Teleprompter
19 de septiembre, 2009
19 de septiembre, 2009
Teleprompter
Los expertos en obamismo dicen que hay dos Obamas, según su discurso se apoye en la muleta del teleprompter o responda a la improvisación y/o la memoria; mucho más brillante el primero, dónde va a parar, porque a su talento de comunicador se suma el de unos negros -en su caso se trata sobre todo de un blanco, llamado John Favreau- reclutados entre los mejores escritores políticos del mundo. Hasta tal punto se fía del guión ajeno que en ocasiones patina saludando a quien no está en la sala, como le ha ocurrido con la Infanta Cristina; es el peligro de abusar del autocue, aparatejo que aún no tiene el poder de actualizar en directo las listas de invitados.
En su versión más posmoderna se trata de una discreta placa de metacrilato transparente en la que sólo el orador puede leer lo escrito, invisible para el resto del público; alguna vez, como en la noche electoral de Chicago, los paneles eran de gran tamaño y servían al tiempo de blindada protección antibalas. La sofisticación de la tecnología al servicio de la política de diseño.

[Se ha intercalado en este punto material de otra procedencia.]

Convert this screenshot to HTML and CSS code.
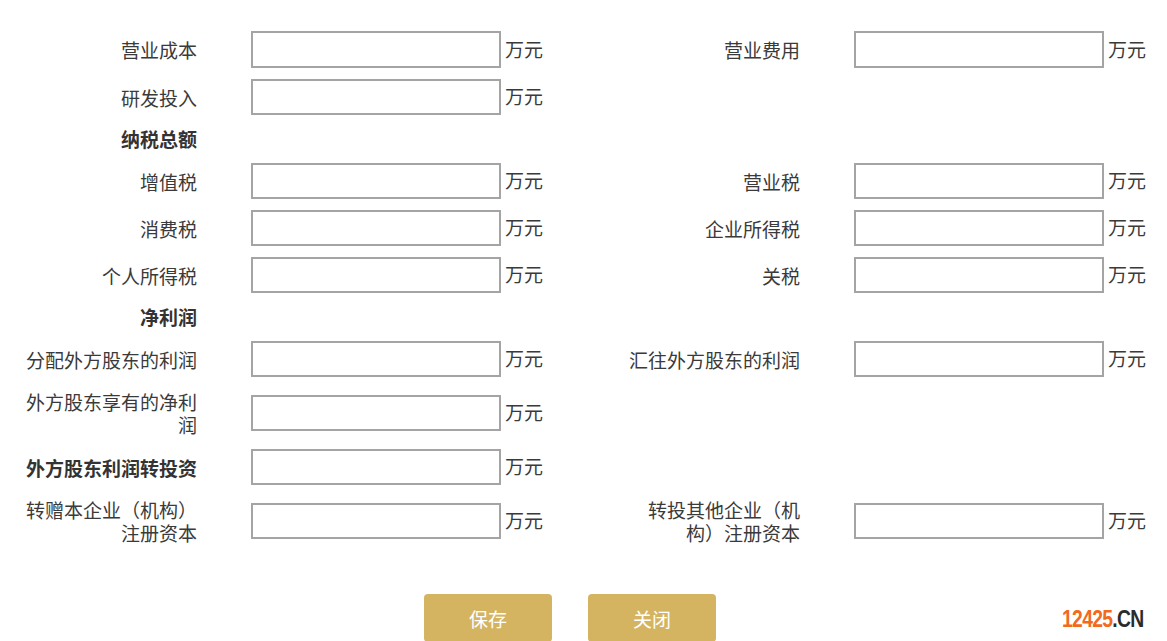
FILE: index.html
```html
<!DOCTYPE html>
<html lang="zh-CN">
<head>
<meta charset="utf-8">
<title>表单</title>
<link rel="stylesheet" href="styles.css">
</head>
<body>
<div class="page">
  <form class="form">
    <div class="row first">
      <div class="cell"><label class="label">营业成本</label><input class="box" type="text"><span class="unit">万元</span></div>
      <div class="cell"><label class="label">营业费用</label><input class="box" type="text"><span class="unit">万元</span></div>
    </div>
    <div class="row">
      <div class="cell"><label class="label">研发投入</label><input class="box" type="text"><span class="unit">万元</span></div>
      <div class="cell"></div>
    </div>
    <div class="row">
      <div class="cell"><span class="label heading">纳税总额</span></div>
    </div>
    <div class="row">
      <div class="cell"><label class="label">增值税</label><input class="box" type="text"><span class="unit">万元</span></div>
      <div class="cell"><label class="label">营业税</label><input class="box" type="text"><span class="unit">万元</span></div>
    </div>
    <div class="row">
      <div class="cell"><label class="label">消费税</label><input class="box" type="text"><span class="unit">万元</span></div>
      <div class="cell"><label class="label">企业所得税</label><input class="box" type="text"><span class="unit">万元</span></div>
    </div>
    <div class="row">
      <div class="cell"><label class="label">个人所得税</label><input class="box" type="text"><span class="unit">万元</span></div>
      <div class="cell"><label class="label">关税</label><input class="box" type="text"><span class="unit">万元</span></div>
    </div>
    <div class="row">
      <div class="cell"><span class="label heading">净利润</span></div>
    </div>
    <div class="row">
      <div class="cell"><label class="label">分配外方股东的利润</label><input class="box" type="text"><span class="unit">万元</span></div>
      <div class="cell"><label class="label">汇往外方股东的利润</label><input class="box" type="text"><span class="unit">万元</span></div>
    </div>
    <div class="row">
      <div class="cell"><label class="label">外方股东享有的净利润</label><input class="box" type="text"><span class="unit">万元</span></div>
      <div class="cell"></div>
    </div>
    <div class="row">
      <div class="cell"><label class="label strong">外方股东利润转投资</label><input class="box" type="text"><span class="unit">万元</span></div>
      <div class="cell"></div>
    </div>
    <div class="row">
      <div class="cell"><label class="label">转赠本企业（机构）注册资本</label><input class="box" type="text"><span class="unit">万元</span></div>
      <div class="cell"><label class="label">转投其他企业（机构）注册资本</label><input class="box" type="text"><span class="unit">万元</span></div>
    </div>
    <div class="actions">
      <button class="btn" type="button">保存</button>
      <button class="btn" type="button">关闭</button>
    </div>
  </form>
  <div class="mark"><span class="num">12425</span><span class="cn">.CN</span></div>
</div>
</body>
</html>
```
FILE: styles.css
```css
html, body {
  margin: 0;
  padding: 0;
  background: #fff;
}
body {
  font-family: "Noto Sans CJK SC", "Noto Sans", sans-serif;
  font-size: 19px;
  color: #3a3a3a;
}
.page {
  position: relative;
  width: 1167px;
  height: 641px;
  overflow: hidden;
}
.form {
  width: 1167px;
  margin: 0;
  padding-top: 26px;
}
.row {
  display: grid;
  grid-template-columns: 603px 564px;
  padding: 5px 0 6px;
}
.row.first .box {
  height: 37px;
}
.cell {
  display: flex;
  align-items: center;
}
.label {
  box-sizing: border-box;
  width: 175px;
  margin-left: 22px;
  margin-right: 54px;
  padding: 2px 0;
  line-height: 23px;
  text-align: right;
  flex: none;
}
.heading {
  font-weight: bold;
  color: #333;
  padding: 1px 0 2px;
}
.strong {
  font-weight: bold;
  color: #333;
}
.box {
  box-sizing: border-box;
  width: 250px;
  height: 36px;
  margin: 0;
  border: 2px solid #a4a4a4;
  border-radius: 0;
  background: #fff;
  flex: none;
}
.unit {
  margin-left: 4px;
  line-height: 23px;
  margin-top: -3px;
  white-space: nowrap;
}
.actions {
  width: 1140px;
  display: flex;
  justify-content: center;
  gap: 36px;
  margin-top: 42px;
}
.btn {
  width: 128px;
  height: 48px;
  border: none;
  border-radius: 4px;
  background: #d5b461;
  color: #fff;
  font-family: "Noto Sans CJK SC", sans-serif;
  font-size: 19px;
  padding: 0;
}
.mark {
  position: absolute;
  left: 1062px;
  top: 606px;
  font-family: "Liberation Sans", Arial, sans-serif;
  font-weight: bold;
  font-size: 23px;
  letter-spacing: -0.8px;
  transform: scaleX(0.84);
  transform-origin: left center;
}
.num { color: #f26a1b; }
.cn { color: #2b2b2b; }
```
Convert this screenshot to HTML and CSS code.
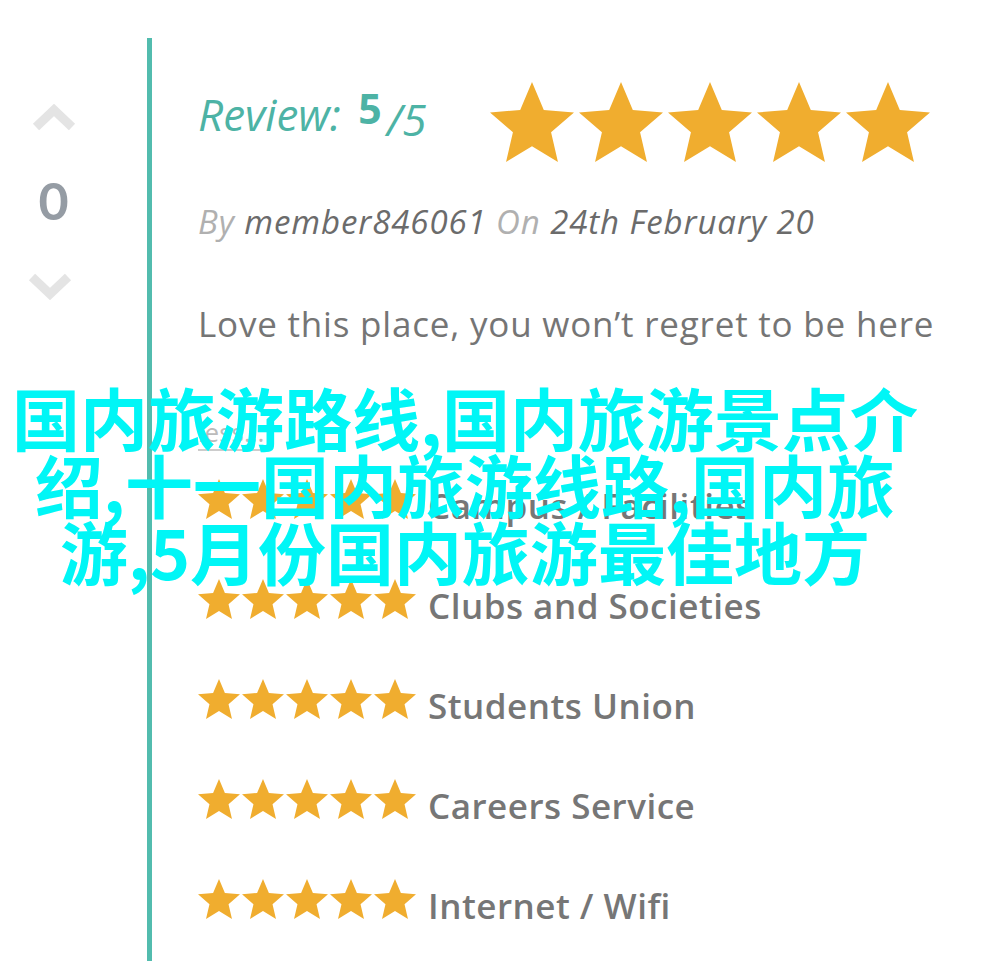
FILE: index.html
```html
<!DOCTYPE html>
<html lang="zh">
<head>
    <meta charset="UTF-8">
    <title>国内旅游路线</title>
    <link rel="stylesheet" href="styles.css">
</head>
<body>
    <svg width="0" height="0" class="defs">
        <defs>
            <symbol id="star" viewBox="2 2 20 19">
                <polygon points="12,17.27 18.18,21 16.54,13.97 22,9.24 14.81,8.63 12,2 9.19,8.63 2,9.24 7.46,13.97 5.82,21"/>
            </symbol>
        </defs>
    </svg>

    <div class="review">
        <div class="vote">
            <svg class="arrow" width="44" height="30" viewBox="0 0 44 30"><polyline points="4,25 22,8 40,25"/></svg>
            <div class="count">0</div>
            <svg class="arrow down" width="44" height="30" viewBox="0 0 44 30"><polyline points="4,7 22,24 40,7"/></svg>
        </div>

        <div class="content">
            <div class="head">
                <h2 class="title">Review: <b>5</b><span class="of">/5</span></h2>
                <div class="stars big">
                    <svg><use href="#star"/></svg>
                    <svg><use href="#star"/></svg>
                    <svg><use href="#star"/></svg>
                    <svg><use href="#star"/></svg>
                    <svg><use href="#star"/></svg>
                </div>
            </div>

            <p class="meta"><span class="dim">By</span> member846061 <span class="dim">On</span> 24th February 20</p>

            <p class="text">Love this place, you won’t regret to be here</p>

            <a class="less" href="#">less...</a>

            <ul class="ratings">
                <li>
                    <div class="stars"><svg><use href="#star"/></svg><svg><use href="#star"/></svg><svg><use href="#star"/></svg><svg><use href="#star"/></svg><svg><use href="#star"/></svg></div>
                    <span>Campus / Facilities</span>
                </li>
                <li>
                    <div class="stars"><svg><use href="#star"/></svg><svg><use href="#star"/></svg><svg><use href="#star"/></svg><svg><use href="#star"/></svg><svg><use href="#star"/></svg></div>
                    <span>Clubs and Societies</span>
                </li>
                <li>
                    <div class="stars"><svg><use href="#star"/></svg><svg><use href="#star"/></svg><svg><use href="#star"/></svg><svg><use href="#star"/></svg><svg><use href="#star"/></svg></div>
                    <span>Students Union</span>
                </li>
                <li>
                    <div class="stars"><svg><use href="#star"/></svg><svg><use href="#star"/></svg><svg><use href="#star"/></svg><svg><use href="#star"/></svg><svg><use href="#star"/></svg></div>
                    <span>Careers Service</span>
                </li>
                <li>
                    <div class="stars"><svg><use href="#star"/></svg><svg><use href="#star"/></svg><svg><use href="#star"/></svg><svg><use href="#star"/></svg><svg><use href="#star"/></svg></div>
                    <span>Internet / Wifi</span>
                </li>
            </ul>
        </div>
    </div>

    <h1 class="caption">国内旅游路线,国内旅游景点介绍,十一国内旅游线路,国内旅游,5月份国内旅游最佳地方</h1>
</body>
</html>
```

FILE: styles.css
```css
body {
    margin: 0;
    font-family: "Open Sans", Lato, sans-serif;
    background: #fff;
    height: 961px;
    overflow: hidden;
    position: relative;
}
.defs {
    position: absolute;
}
.review {
    display: flex;
    padding-top: 38px;
    height: 923px;
}
.vote {
    width: 147px;
    display: flex;
    flex-direction: column;
    align-items: center;
    padding-top: 64px;
    box-sizing: border-box;
}
.arrow {
    display: block;
    margin-right: 40px;
}
.arrow polyline {
    fill: none;
    stroke: #e4e4e4;
    stroke-width: 9;
}
.arrow.down {
    margin-right: 48px;
    margin-top: 44px;
}
.count {
    font-family: Lato, sans-serif;
    font-size: 52px;
    font-weight: bold;
    color: #959ca4;
    margin-top: 42px;
    margin-right: 40px;
    line-height: 52px;
}
.content {
    flex: 1;
    border-left: 5px solid #52bcae;
    padding-left: 46px;
}
.head {
    display: flex;
    align-items: center;
    margin-top: 44px;
}
.title {
    margin: 0 0 18px;
    width: 292px;
    font-size: 44px;
    font-style: italic;
    font-weight: normal;
    color: #4db3a5;
    line-height: 50px;
    white-space: nowrap;
}
.title b {
    font-style: normal;
    font-size: 41px;
    margin-left: 6px;
    vertical-align: 7px;
}
.title .of {
    font-size: 44px;
    margin-left: 5px;
    vertical-align: -5px;
}
.stars {
    display: flex;
    gap: 2px;
}
.stars svg {
    width: 42px;
    height: 40px;
    fill: #f0ad2f;
}
.stars.big {
    gap: 5px;
}
.stars.big svg {
    width: 84px;
    height: 80px;
}
.meta {
    margin: 40px 0 0;
    font-size: 33px;
    letter-spacing: 0.9px;
    line-height: 40px;
    font-style: italic;
    color: #6b6b6b;
    white-space: nowrap;
}
.meta .dim {
    color: #b0b0b0;
}
.text {
    margin: 62px 0 0;
    font-size: 35px;
    letter-spacing: 0.8px;
    line-height: 40px;
    color: #757575;
    white-space: nowrap;
}
.less {
    display: block;
    width: max-content;
    margin-top: 73px;
    font-size: 26px;
    line-height: 30px;
    padding-bottom: 2px;
    color: #bbb;
    text-decoration: none;
    border-bottom: 2px solid #ccc;
}
.ratings {
    list-style: none;
    margin: 4px 0 0;
    padding: 0;
}
.ratings li {
    display: flex;
    align-items: center;
    gap: 12px;
    height: 100px;
    font-size: 35px;
    letter-spacing: 0.5px;
    font-weight: 600;
    color: #767676;
}
.ratings .stars {
    margin-bottom: 12px;
}
.caption {
    position: absolute;
    top: 383px;
    left: 0;
    width: 930px;
    margin: 0;
    font-family: "Noto Sans CJK SC", sans-serif;
    font-size: 68px;
    line-height: 67px;
    font-weight: bold;
    text-align: center;
    color: #00f6f6;
}
```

Pronto lo vamos a ver generalizado en España, donde ya lo ha importado Esperanza Aguirre con su potente intuición para los impactos mediáticos. Queda elegante por discreto, y raro será que Zapatero no se encapriche del invento cuando se transustancie en la gran conjunción planetaria de octubre en la Casa Blanca. Si hay algo que le cuadre a un dirigente tan pop, como dice el sensato Claudio Magris, es esta clase de parafernalia de última generación que subraya el carácter escénico de la política. Desde luego el cacharro puede contribuir a elevar el listón de la oratoria doméstica, tan prosaico y ramplón, aunque para ello será necesario que la dirigencia española se ponga en manos de guionistas más imaginativos, profundos y versátiles. Una tautología leída en el teleprompter sigue siendo una tautología, y una simpleza sigue siendo una simpleza. Quizá lo que falte en la escena nacional no sean sólo líderes de rango, personalidad y fuerza, sino asesores con voluntad de estilo capaces de transmitir una cierta pasión y un aura de nobleza. Nuestra política está llena de discursos vacíos y logomaquia improvisada; vivimos una democracia de canutazos en la que importa ante todo el ruido de las consignas sobrepuesto por encima del poder de las ideas.
Hace tiempo que en España no se escucha un discurso persuasivo, original, innovador, capaz de conmover con la palabra las emociones y las esperanzas de la gente. Ésa ha sido la clave de Obama, como lo fue la de Sarkozy: una mezcla de determinación conceptual y agitación emotiva. Su devastadora ausencia entre nosotros subraya el desierto de mediocridad de una clase dirigente deshabitada de verdaderas cualidades de liderazgo. Sin el impulso de una convicción más fecunda, es de temer que la inminente invasión del teleprompter no la vaya a dotar de talento sino de una ortopédica afectación impostada.